En ce sens, Aniki mon frère n'est pas un film de genre comme les autres : le long-métrage est presque une allégorie, une fable, qui, sous les dehors de la saga criminelle la plus convenue (qui suit un groupe mafieux de l'ascension à la déchéance), retrace la confrontation symbolique de l'Homme avec la Mort, pour en exorciser la hantise, chez le cinéaste autant que chez le spectateur. De fait, Aniki mon frère est aussi l'histoire poignante d'une reconversion et l'un des films les plus optimistes de Kitano, sous couvert d'en être le plus désespéré.
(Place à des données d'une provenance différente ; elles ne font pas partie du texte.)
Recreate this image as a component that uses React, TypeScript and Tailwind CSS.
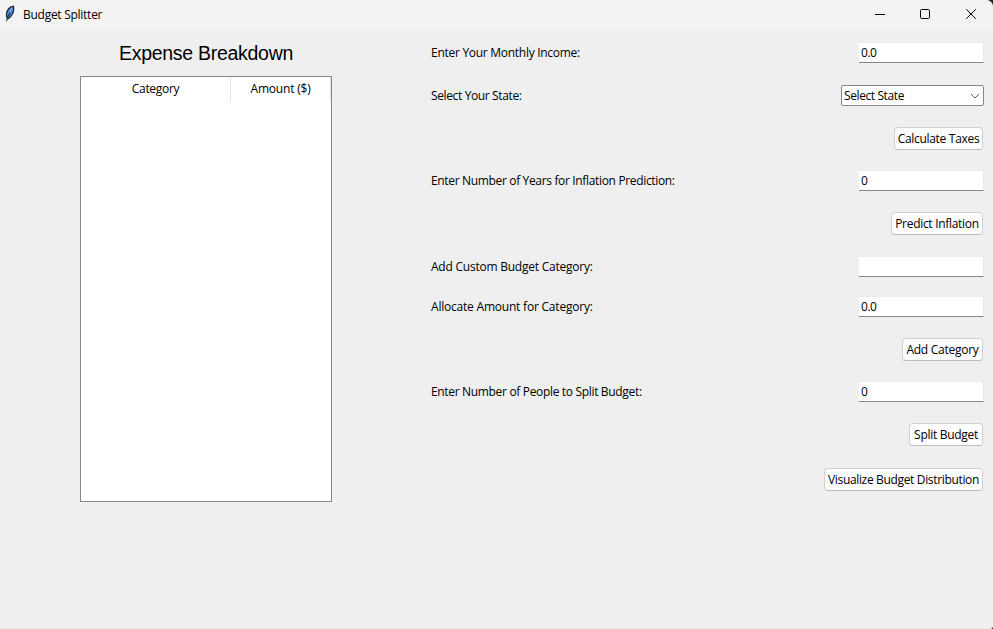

Car au terme du voyage il s'agit bien de cela : briser le cycle de la violence et de la mort, briser les chaînes d'un code mortifère et auto-destructeur, reconstruire un nouveau lien de fraternité avec l'autre, non plus fondé sur la mort mais sur la vie : tel est le poignant héritage que Yamamoto transmet à Denny, ce "frère" américain, dans une scène finale qui est peut-être l'une des plus belles du cinéma de Kitano.

Aniki mon frère, en compilant les motifs des précédents polars mélancoliques et dépressifs du cinéaste, boucle ainsi la boucle et ouvre sur une note d'espoir. Après une série de polars aboutissant fatalement sur le geste indépassable du suicide, Kitano trouve aux Etats-Unis le moyen de repenser son cinéma et de l'ouvrir à la vie, dans un final cathartique et salvateur. Aniki mon frère peut ainsi presque se lire comme l'aboutissement d'une réflexion/méditation sur la Mort amorcée très tôt par le cinéaste, dès Sonatine, dont le long-métrage de 2000 se révèle presque la relecture lumineuse.